The listing below must be repeated word for word, with its images excluded.

:: DATASET EXTRACT ::

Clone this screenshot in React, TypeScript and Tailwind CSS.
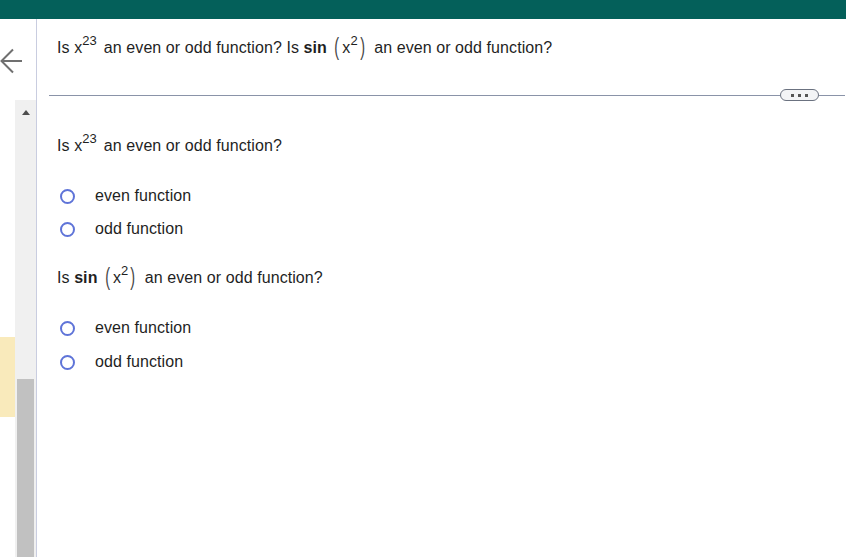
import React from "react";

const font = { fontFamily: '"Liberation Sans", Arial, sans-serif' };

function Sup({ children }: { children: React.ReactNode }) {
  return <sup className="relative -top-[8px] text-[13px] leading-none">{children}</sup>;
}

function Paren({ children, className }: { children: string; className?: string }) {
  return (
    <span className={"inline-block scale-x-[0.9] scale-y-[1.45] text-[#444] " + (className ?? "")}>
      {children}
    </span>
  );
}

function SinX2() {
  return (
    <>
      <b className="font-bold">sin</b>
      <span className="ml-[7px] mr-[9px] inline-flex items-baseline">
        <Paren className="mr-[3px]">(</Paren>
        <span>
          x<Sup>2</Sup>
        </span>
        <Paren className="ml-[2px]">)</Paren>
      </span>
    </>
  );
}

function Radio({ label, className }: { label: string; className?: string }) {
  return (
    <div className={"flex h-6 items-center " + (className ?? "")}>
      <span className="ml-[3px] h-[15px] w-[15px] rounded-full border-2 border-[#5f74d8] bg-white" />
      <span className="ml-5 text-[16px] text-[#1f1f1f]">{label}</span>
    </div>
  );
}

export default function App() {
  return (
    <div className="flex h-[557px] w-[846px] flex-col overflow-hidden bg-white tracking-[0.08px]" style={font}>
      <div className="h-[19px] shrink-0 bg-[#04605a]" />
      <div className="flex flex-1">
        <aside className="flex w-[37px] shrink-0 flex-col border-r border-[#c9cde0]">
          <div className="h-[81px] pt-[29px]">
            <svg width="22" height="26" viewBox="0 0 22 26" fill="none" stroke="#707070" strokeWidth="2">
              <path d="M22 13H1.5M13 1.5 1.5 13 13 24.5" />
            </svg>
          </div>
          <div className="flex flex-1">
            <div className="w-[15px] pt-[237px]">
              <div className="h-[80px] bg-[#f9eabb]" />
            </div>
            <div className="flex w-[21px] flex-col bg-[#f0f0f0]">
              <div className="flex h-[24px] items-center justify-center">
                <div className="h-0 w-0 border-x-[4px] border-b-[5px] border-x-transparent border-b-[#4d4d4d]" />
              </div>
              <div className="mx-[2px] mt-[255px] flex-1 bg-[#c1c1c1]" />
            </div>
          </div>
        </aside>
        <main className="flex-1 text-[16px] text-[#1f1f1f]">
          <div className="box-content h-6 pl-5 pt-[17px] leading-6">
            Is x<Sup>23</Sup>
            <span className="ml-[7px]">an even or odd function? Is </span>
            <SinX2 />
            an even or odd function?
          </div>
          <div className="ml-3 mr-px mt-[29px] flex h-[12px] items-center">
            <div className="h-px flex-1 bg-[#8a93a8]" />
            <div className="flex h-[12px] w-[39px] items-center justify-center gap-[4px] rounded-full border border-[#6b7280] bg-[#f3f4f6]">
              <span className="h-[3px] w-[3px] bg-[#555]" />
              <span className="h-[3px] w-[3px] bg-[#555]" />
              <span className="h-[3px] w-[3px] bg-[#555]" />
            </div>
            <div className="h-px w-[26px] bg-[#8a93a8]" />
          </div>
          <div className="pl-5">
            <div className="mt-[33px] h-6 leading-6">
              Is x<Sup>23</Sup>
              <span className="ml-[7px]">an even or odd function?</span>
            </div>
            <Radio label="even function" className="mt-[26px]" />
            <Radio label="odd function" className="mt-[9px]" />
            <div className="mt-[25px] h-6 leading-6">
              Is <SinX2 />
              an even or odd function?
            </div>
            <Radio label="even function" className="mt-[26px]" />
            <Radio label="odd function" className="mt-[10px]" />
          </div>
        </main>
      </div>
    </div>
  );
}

:::

=== EXERCISE OUTPUT ===
Clone this screenshot in React, TypeScript and Tailwind CSS.
import React from "react";

const font = { fontFamily: '"Liberation Sans", Arial, sans-serif' };

function Sup({ children }: { children: React.ReactNode }) {
  return <sup className="relative -top-[8px] text-[13px] leading-none">{children}</sup>;
}

function Paren({ children, className }: { children: string; className?: string }) {
  return (
    <span className={"inline-block scale-x-[0.9] scale-y-[1.45] text-[#444] " + (className ?? "")}>
      {children}
    </span>
  );
}

function SinX2() {
  return (
    <>
      <b className="font-bold">sin</b>
      <span className="ml-[7px] mr-[9px] inline-flex items-baseline">
        <Paren className="mr-[3px]">(</Paren>
        <span>
          x<Sup>2</Sup>
        </span>
        <Paren className="ml-[2px]">)</Paren>
      </span>
    </>
  );
}

function Radio({ label, className }: { label: string; className?: string }) {
  return (
    <div className={"flex h-6 items-center " + (className ?? "")}>
      <span className="ml-[3px] h-[15px] w-[15px] rounded-full border-2 border-[#5f74d8] bg-white" />
      <span className="ml-5 text-[16px] text-[#1f1f1f]">{label}</span>
    </div>
  );
}

export default function App() {
  return (
    <div className="flex h-[557px] w-[846px] flex-col overflow-hidden bg-white tracking-[0.08px]" style={font}>
      <div className="h-[19px] shrink-0 bg-[#04605a]" />
      <div className="flex flex-1">
        <aside className="flex w-[37px] shrink-0 flex-col border-r border-[#c9cde0]">
          <div className="h-[81px] pt-[29px]">
            <svg width="22" height="26" viewBox="0 0 22 26" fill="none" stroke="#707070" strokeWidth="2">
              <path d="M22 13H1.5M13 1.5 1.5 13 13 24.5" />
            </svg>
          </div>
          <div className="flex flex-1">
            <div className="w-[15px] pt-[237px]">
              <div className="h-[80px] bg-[#f9eabb]" />
            </div>
            <div className="flex w-[21px] flex-col bg-[#f0f0f0]">
              <div className="flex h-[24px] items-center justify-center">
                <div className="h-0 w-0 border-x-[4px] border-b-[5px] border-x-transparent border-b-[#4d4d4d]" />
              </div>
              <div className="mx-[2px] mt-[255px] flex-1 bg-[#c1c1c1]" />
            </div>
          </div>
        </aside>
        <main className="flex-1 text-[16px] text-[#1f1f1f]">
          <div className="box-content h-6 pl-5 pt-[17px] leading-6">
            Is x<Sup>23</Sup>
            <span className="ml-[7px]">an even or odd function? Is </span>
            <SinX2 />
            an even or odd function?
          </div>
          <div className="ml-3 mr-px mt-[29px] flex h-[12px] items-center">
            <div className="h-px flex-1 bg-[#8a93a8]" />
            <div className="flex h-[12px] w-[39px] items-center justify-center gap-[4px] rounded-full border border-[#6b7280] bg-[#f3f4f6]">
              <span className="h-[3px] w-[3px] bg-[#555]" />
              <span className="h-[3px] w-[3px] bg-[#555]" />
              <span className="h-[3px] w-[3px] bg-[#555]" />
            </div>
            <div className="h-px w-[26px] bg-[#8a93a8]" />
          </div>
          <div className="pl-5">
            <div className="mt-[33px] h-6 leading-6">
              Is x<Sup>23</Sup>
              <span className="ml-[7px]">an even or odd function?</span>
            </div>
            <Radio label="even function" className="mt-[26px]" />
            <Radio label="odd function" className="mt-[9px]" />
            <div className="mt-[25px] h-6 leading-6">
              Is <SinX2 />
              an even or odd function?
            </div>
            <Radio label="even function" className="mt-[26px]" />
            <Radio label="odd function" className="mt-[10px]" />
          </div>
        </main>
      </div>
    </div>
  );
}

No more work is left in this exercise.